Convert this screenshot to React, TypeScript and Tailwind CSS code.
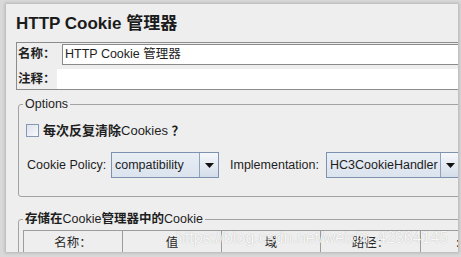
import React from "react";

const FONT = "font-['Liberation_Sans','Noto_Sans_CJK_SC',sans-serif]";

function Arrow() {
  return (
    <svg width="9" height="5" viewBox="0 0 9 5">
      <path d="M0 0 H9 L4.5 5 Z" fill="#111" />
    </svg>
  );
}

function Combo({ text, width, bodyWidth }: { text: string; width: string; bodyWidth: string }) {
  return (
    <div className={`flex h-[26px] shrink-0 border border-[#7d91b0] ${width}`}>
      <div
        className={`flex items-center pl-[3px] bg-gradient-to-b from-[#e9eef5] to-[#dbe3ee] text-[12.5px] text-[#1e1e1e] ${bodyWidth}`}
      >
        {text}
      </div>
      <div className="flex w-[19px] shrink-0 items-center justify-center border-l border-[#8fa2bd] bg-gradient-to-b from-[#f6f8fb] to-[#d3dde9]">
        <Arrow />
      </div>
    </div>
  );
}

export default function App() {
  return (
    <div className={`relative h-[257px] w-[461px] overflow-hidden bg-[#d9d9d9] pt-[4px] pl-[6px] pr-[3px] ${FONT}`}>
      <div className="flex h-[248px] flex-col overflow-hidden bg-[#eeeeee] pt-[10px] pl-[10px] shadow-[0_0_3px_1px_rgba(0,0,0,0.18)]">
        {/* Title */}
        <div className="h-[20px] leading-[20px] text-[17px] font-bold text-[#1b1b1b] whitespace-nowrap">
          HTTP Cookie 管理器
        </div>

        {/* Name / comment box */}
        <div className="mt-[8px] mr-[-4px] flex h-[48px] flex-col gap-[4px] border border-r-0 border-[#8c8c8c] pt-[1px]">
          <div className="flex h-[21px]">
            <div className="flex w-[45px] shrink-0 items-center pl-[1px] text-[12.5px] font-bold text-[#1e1e1e]">
              名称：
            </div>
            <div className="flex flex-1 items-center border border-r-0 border-[#8a8a8a] bg-white pl-[2px] text-[12.5px] text-[#1e1e1e] whitespace-nowrap">
              HTTP Cookie 管理器
            </div>
          </div>
          <div className="flex h-[20px]">
            <div className="flex w-[40px] shrink-0 items-center pl-[1px] text-[12.5px] font-bold text-[#1e1e1e]">
              注释：
            </div>
            <div className="flex-1 bg-white" />
          </div>
        </div>

        {/* Options group */}
        <fieldset className="mt-[7px] ml-[2px] mr-[-20px] rounded-[3px] border border-[#a3a3a3]">
          <legend className="ml-[4px] px-[2px] text-[12.5px] leading-[14px] text-[#1e1e1e]">Options</legend>
          <div className="flex flex-col pt-[13px] pb-[18px]">
            <div className="flex h-[13px] items-center pl-[7px]">
              <div className="h-[13px] w-[13px] shrink-0 border border-[#8798b2] bg-gradient-to-br from-[#dde4ee] to-[#f7f9fb]" />
              <div className="ml-[4px] whitespace-nowrap text-[13px] leading-[13px] text-[#1e1e1e]">
                <span className="font-bold">每次反复清除</span>
                <span>Cookies </span>
                <span className="font-bold">？</span>
              </div>
            </div>
            <div className="mt-[15px] flex items-center pl-[8px]">
              <div className="w-[84px] shrink-0 text-[12.5px] text-[#1e1e1e]">Cookie Policy:</div>
              <Combo text="compatibility" width="w-[108px]" bodyWidth="w-[88px]" />
              <div className="ml-[11px] w-[96px] shrink-0 text-[12.5px] text-[#1e1e1e]">Implementation:</div>
              <Combo text="HC3CookieHandler" width="w-[160px]" bodyWidth="w-[113px]" />
            </div>
          </div>
        </fieldset>

        {/* Cookie table group */}
        <fieldset className="mt-[15px] ml-[2px] mr-[-20px] rounded-[3px] border border-[#a3a3a3]">
          <legend className="ml-[4px] px-[2px] text-[12.5px] leading-[14px] text-[#1e1e1e] whitespace-nowrap">
            <span className="font-bold">存储在</span>
            <span>Cookie</span>
            <span className="font-bold">管理器中的</span>
            <span>Cookie</span>
          </legend>
          <div className="pt-[4px] pl-[4px]">
            <div className="flex h-[26px] border-t border-l border-[#9c9c9c] text-[12.5px] text-[#2a2a2a]">
              <div className="flex w-[99px] shrink-0 items-center justify-center border-r border-[#9c9c9c]">名称：</div>
              <div className="flex w-[99px] shrink-0 items-center justify-center border-r border-[#9c9c9c]">值</div>
              <div className="flex w-[99px] shrink-0 items-center justify-center border-r border-[#9c9c9c]">域</div>
              <div className="flex w-[100px] shrink-0 items-center justify-center border-r border-[#9c9c9c]">路径：</div>
              <div className="flex w-[99px] shrink-0 items-center pl-[35px] font-bold">:</div>
            </div>
          </div>
        </fieldset>
      </div>

      {/* watermark overlay */}
      <div className="absolute left-[176px] top-[230px] whitespace-nowrap text-[16px] leading-[16px] text-white/90 [text-shadow:0_0_1px_rgba(0,0,0,0.3)] font-['Liberation_Sans',sans-serif]">
        https://blog.csdn.net/weixin_42864145
      </div>
    </div>
  );
}
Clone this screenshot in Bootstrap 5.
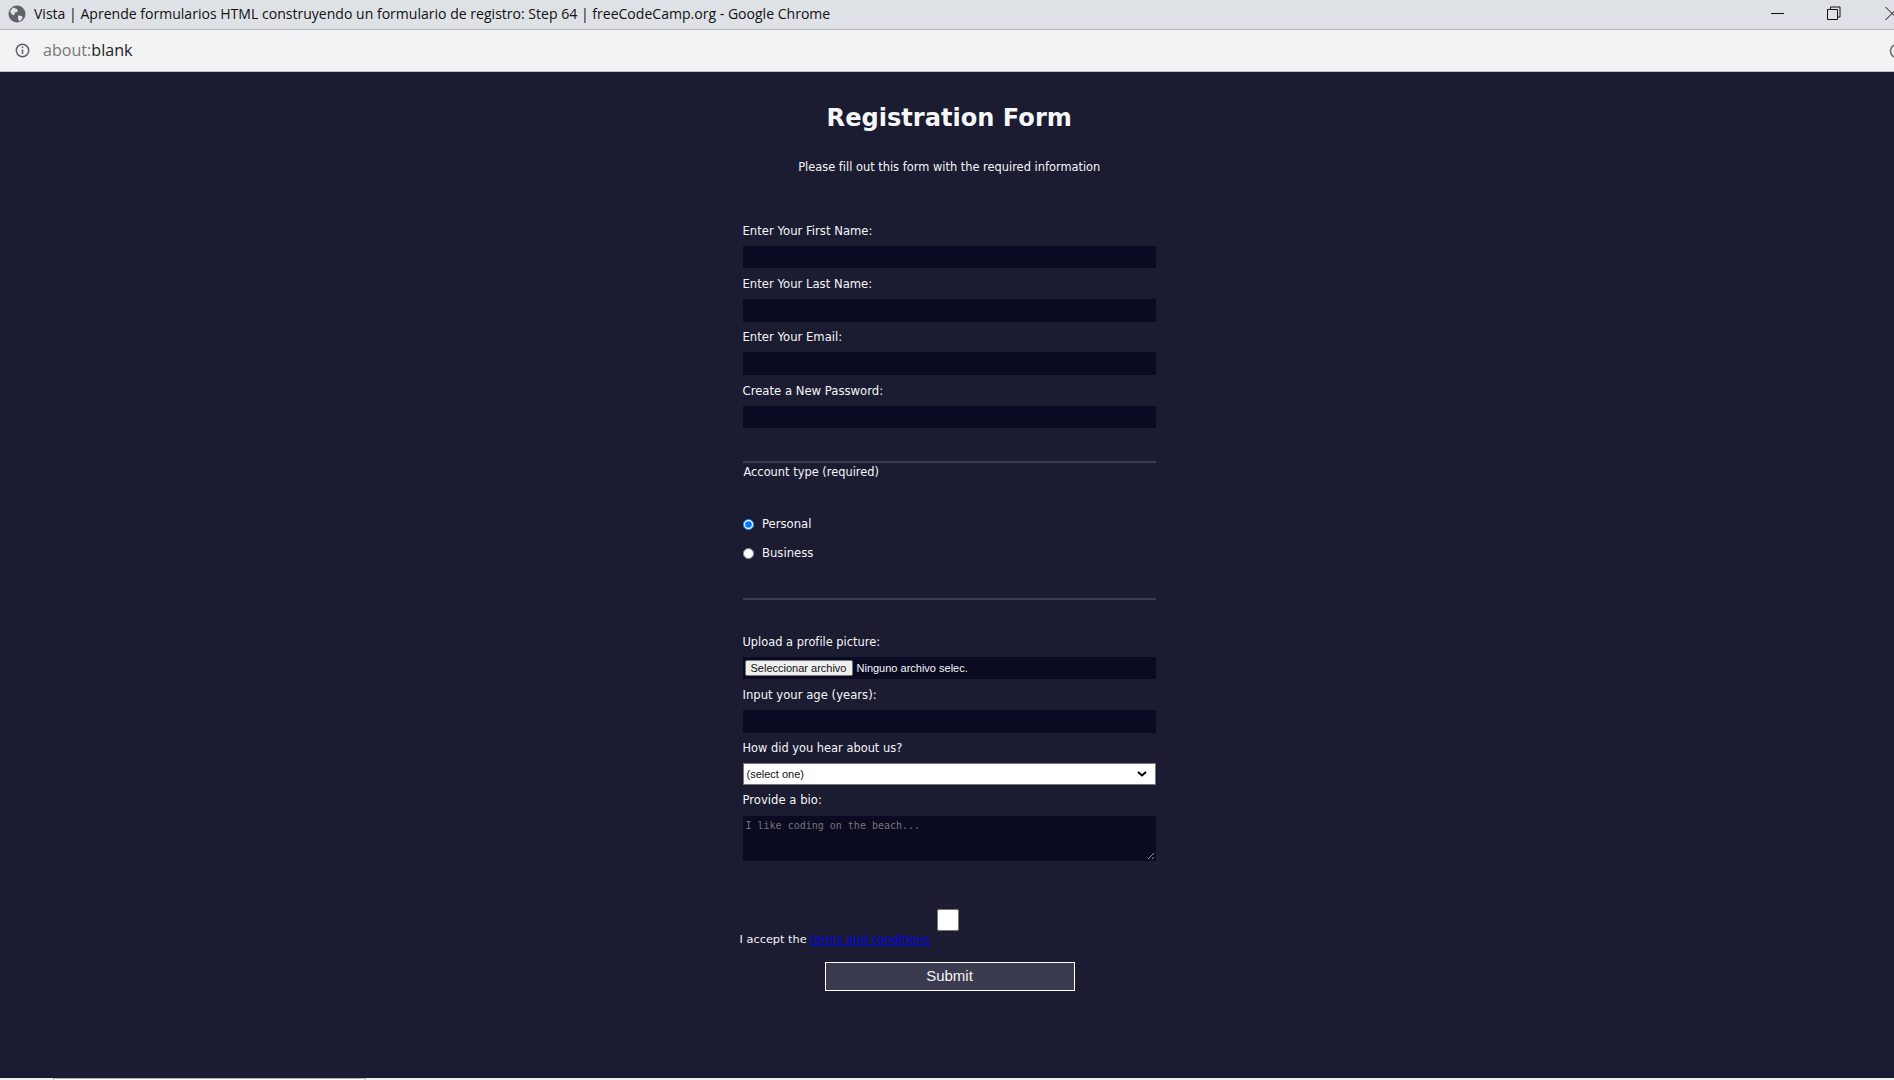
<!DOCTYPE html>
<html lang="es">
<head>
<meta charset="utf-8">
<title>Registration Form</title>
<link href="https://cdn.jsdelivr.net/npm/bootstrap@5.3.0/dist/css/bootstrap.min.css" rel="stylesheet">
<style>
html, body { height: 1080px; overflow: hidden; }
body { background: #1b1b32; font-family: "DejaVu Sans", sans-serif; }
.win-title { height: 30px; padding-bottom: 2px; background: #dee1e6; border-bottom: 1px solid #b4b6ba; color: #111; font-family: "Open Sans", sans-serif; font-size: 14.05px; overflow: hidden; }
.win-title .title-text { margin-left: 8px; }
.win-ctrl { align-self: flex-start; }
.addr-bar { height: 42px; background: #f1f3f4; border-bottom: 1px solid #bfc1c4; overflow: hidden; }
.addr-text { font-family: "Open Sans", sans-serif; font-size: 16.1px; color: #222; margin-left: 13px; }
.addr-text span { color: #777; }
.page-area { height: 1006px; background: #1b1b32; color: #f5f6f7; padding-left: 4.500px; }
.page-inner { width: 413.500px; font-size: 11.65px; line-height: 15px; }
.tight-text { font-size: 11.42px; }
.page-title { font-size: 24.1px; font-weight: 700; line-height: 30px; margin: 0; padding-top: 31px; white-space: nowrap; }
.page-sub { margin: 0; padding-top: 27px; padding-bottom: 40px; white-space: nowrap; }
.field-label { display: block; margin: 0; height: 30.67px; padding-top: 8.600px; line-height: 15px; white-space: nowrap; }
.field-input.form-control { display: block; height: 22.67px; min-height: 0; width: 100%; background: #0a0a23; border: 1px solid #0a0a23; border-radius: 0; padding: 0 2px; color: #f5f6f7; }
.rule-line { height: 2px; background: #3b3b4f; }
.legend-text { padding-left: 1px; height: 15px; margin-top: 2px; }
.radio-row { display: flex; align-items: center; height: 15px; margin: 0; }
.radio-row input { width: 11px; height: 11px; margin: 0 8.500px 0 0; }
.file-box { height: 22px; background: #0a0a23; display: flex; align-items: center; padding-left: 2px; font-family: "Liberation Sans", sans-serif; font-size: 11px; white-space: nowrap; }
.file-btn { width: 108px; height: 16px; background: #efefef; border: 1px solid #767676; border-radius: 2px; color: #111; font-size: 11px; padding: 0; line-height: 14px; margin-right: 4px; }
.sel-box.form-select { height: 21.500px; min-height: 0; border-radius: 0; border: 1px solid #767676; padding: 0 3px; font-family: "Liberation Sans", sans-serif; font-size: 11px; color: #111; background-image: url("data:image/svg+xml,%3csvg xmlns='http://www.w3.org/2000/svg' viewBox='0 0 10 6'%3e%3cpath d='M1 1l4 3.500 4-3.500' fill='none' stroke='%23000' stroke-width='2'/%3e%3c/svg%3e"); background-size: 10px 6px; background-position: right 8px center; }
.bio-box.form-control { display: block; width: 100%; height: 45.500px; min-height: 0; background: #0a0a23; border: 1px solid #0a0a23; border-radius: 0; padding: 3px 2px 1px; font-family: "DejaVu Sans Mono", monospace; font-size: 10px; line-height: 12px; color: #f5f6f7; resize: vertical; }
.bio-box.form-control::placeholder { color: #757575; opacity: 1; }
.terms-row { width: 420px; margin-left: -3px; margin-top: 48px; height: 30px; font-size: 11.35px; display: flex; align-items: flex-start; white-space: nowrap; }
.terms-row span { margin-top: 23px; }
.terms-row a { color: #00f; }
.terms-box { width: 22px; height: 22px; margin: 0 0 0 7px; }
.send-btn { display: block; width: 250px; height: 29px; margin: 23px 0 0 82px; background: #3b3b4f; border: 1.500px solid #fff; border-radius: 0; color: #f5f6f7; font-family: "Liberation Sans", sans-serif; font-size: 15px; padding: 0; }
.send-btn:hover { background: #3b3b4f; color: #f5f6f7; border-color: #fff; }
.foot-strip { height: 2px; background: #f0f0f0; padding-left: 53px; }
.foot-tab { width: 313px; height: 2px; background: #fff; border: 1px solid #b5b5b5; border-bottom: 0; }
</style>
</head>
<body>
<div class="win-title d-flex align-items-center">
  <svg class="ms-2 flex-shrink-0" width="18" height="18" viewBox="0 0 18 18"><circle cx="9" cy="9" r="8.500" fill="#5f6368"/><path d="M5 2.500 9 4l1 2.500-3 1-1 3-2-1-2-3zM10 10.500l4 .5 .5 2.500-3 3-1.500-2.500z" fill="#dee1e6"/></svg>
  <span class="title-text flex-grow-1 text-nowrap">Vista | Aprende formularios HTML construyendo un formulario de registro: Step 64 | freeCodeCamp.org - Google Chrome</span>
  <svg class="win-ctrl flex-shrink-0" width="124" height="29" viewBox="0 0 124 29"><path d="M1 13.500H14" stroke="#111" fill="none"/><path d="M57.500 9.500h10v10h-10zM60.500 9.500V7h9.500v10h-2.500" stroke="#111" fill="none"/><path d="M115.500 7 128.500 20M128.500 7 115.500 20" stroke="#111" fill="none"/></svg>
</div>
<div class="addr-bar d-flex align-items-center">
  <svg class="flex-shrink-0" style="margin-left:15px" width="15" height="15" viewBox="0 0 15 15"><circle cx="7.500" cy="7.500" r="6.200" fill="none" stroke="#5f6368" stroke-width="1.500"/><path d="M7.500 6.500v4.500M7.500 3.500v1.500" stroke="#5f6368" stroke-width="1.500"/></svg>
  <div class="addr-text flex-grow-1"><span>about:</span>blank</div>
  <svg class="flex-shrink-0" width="5" height="16" viewBox="0 0 5 16"><circle cx="8" cy="8" r="6.500" fill="none" stroke="#777" stroke-width="1.800"/></svg>
</div>
<main class="page-area d-flex justify-content-center">
  <div class="page-inner">
    <h1 class="page-title text-center">Registration Form</h1>
    <p class="page-sub tight-text text-center">Please fill out this form with the required information</p>
    <form action="#" onsubmit="return false">
      <label class="field-label" for="f1">Enter Your First Name:</label>
      <input class="field-input form-control" id="f1" type="text">
      <label class="field-label" for="f2">Enter Your Last Name:</label>
      <input class="field-input form-control" id="f2" type="text">
      <label class="field-label" for="f3">Enter Your Email:</label>
      <input class="field-input form-control" id="f3" type="email">
      <label class="field-label" for="f4">Create a New Password:</label>
      <input class="field-input form-control" id="f4" type="password">

      <div class="rule-line" style="margin-top:33px"></div>
      <div class="legend-text tight-text">Account type (required)</div>
      <label class="radio-row" style="margin-top:37px"><input type="radio" name="acct" checked>Personal</label>
      <label class="radio-row" style="margin-top:14px"><input type="radio" name="acct">Business</label>
      <div class="rule-line" style="margin-top:37px"></div>

      <label class="field-label tight-text" style="margin-top:26.500px" for="f5">Upload a profile picture:</label>
      <div class="file-box" id="f5"><button type="button" class="file-btn">Seleccionar archivo</button>Ninguno archivo selec.</div>
      <label class="field-label" for="f6">Input your age (years):</label>
      <input class="field-input form-control" id="f6" type="number">
      <label class="field-label tight-text" for="f7">How did you hear about us?</label>
      <select class="sel-box form-select" id="f7"><option>(select one)</option></select>
      <label class="field-label" for="f8">Provide a bio:</label>
      <textarea class="bio-box form-control" id="f8" placeholder="I like coding on the beach..."></textarea>

      <div class="terms-row"><span>I accept the <a href="#">terms and conditions</a></span><input class="terms-box" type="checkbox"></div>
      <button class="btn send-btn" type="submit">Submit</button>
    </form>
  </div>
</main>
<div class="foot-strip"><div class="foot-tab"></div></div>
<script src="https://cdn.jsdelivr.net/npm/bootstrap@5.3.0/dist/js/bootstrap.bundle.min.js"></script>
</body>
</html>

+---+

Set exercise: The records are above. How many lines in them contain the word "this"? Give the number alone.

Result: 3